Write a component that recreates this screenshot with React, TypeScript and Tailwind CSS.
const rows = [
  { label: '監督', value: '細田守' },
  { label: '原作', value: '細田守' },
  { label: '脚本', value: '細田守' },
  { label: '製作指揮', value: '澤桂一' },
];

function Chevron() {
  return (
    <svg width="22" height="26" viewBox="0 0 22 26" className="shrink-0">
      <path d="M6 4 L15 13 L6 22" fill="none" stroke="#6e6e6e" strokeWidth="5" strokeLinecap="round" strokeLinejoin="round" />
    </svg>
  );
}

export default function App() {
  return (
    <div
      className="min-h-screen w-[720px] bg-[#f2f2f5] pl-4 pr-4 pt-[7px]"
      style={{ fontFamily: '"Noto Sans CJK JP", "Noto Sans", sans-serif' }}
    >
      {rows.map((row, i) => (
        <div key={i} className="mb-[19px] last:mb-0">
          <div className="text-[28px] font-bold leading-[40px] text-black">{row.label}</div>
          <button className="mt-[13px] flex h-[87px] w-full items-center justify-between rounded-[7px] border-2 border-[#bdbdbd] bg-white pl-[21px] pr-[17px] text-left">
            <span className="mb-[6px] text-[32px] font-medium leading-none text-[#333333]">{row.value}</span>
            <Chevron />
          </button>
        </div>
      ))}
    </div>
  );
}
+ + + + +
> **Short problem**
Reproduce the data in full, exactly as presented.

> **Response to this task**
Write a component that recreates this screenshot with React, TypeScript and Tailwind CSS.
const rows = [
  { label: '監督', value: '細田守' },
  { label: '原作', value: '細田守' },
  { label: '脚本', value: '細田守' },
  { label: '製作指揮', value: '澤桂一' },
];

function Chevron() {
  return (
    <svg width="22" height="26" viewBox="0 0 22 26" className="shrink-0">
      <path d="M6 4 L15 13 L6 22" fill="none" stroke="#6e6e6e" strokeWidth="5" strokeLinecap="round" strokeLinejoin="round" />
    </svg>
  );
}

export default function App() {
  return (
    <div
      className="min-h-screen w-[720px] bg-[#f2f2f5] pl-4 pr-4 pt-[7px]"
      style={{ fontFamily: '"Noto Sans CJK JP", "Noto Sans", sans-serif' }}
    >
      {rows.map((row, i) => (
        <div key={i} className="mb-[19px] last:mb-0">
          <div className="text-[28px] font-bold leading-[40px] text-black">{row.label}</div>
          <button className="mt-[13px] flex h-[87px] w-full items-center justify-between rounded-[7px] border-2 border-[#bdbdbd] bg-white pl-[21px] pr-[17px] text-left">
            <span className="mb-[6px] text-[32px] font-medium leading-none text-[#333333]">{row.value}</span>
            <Chevron />
          </button>
        </div>
      ))}
    </div>
  );
}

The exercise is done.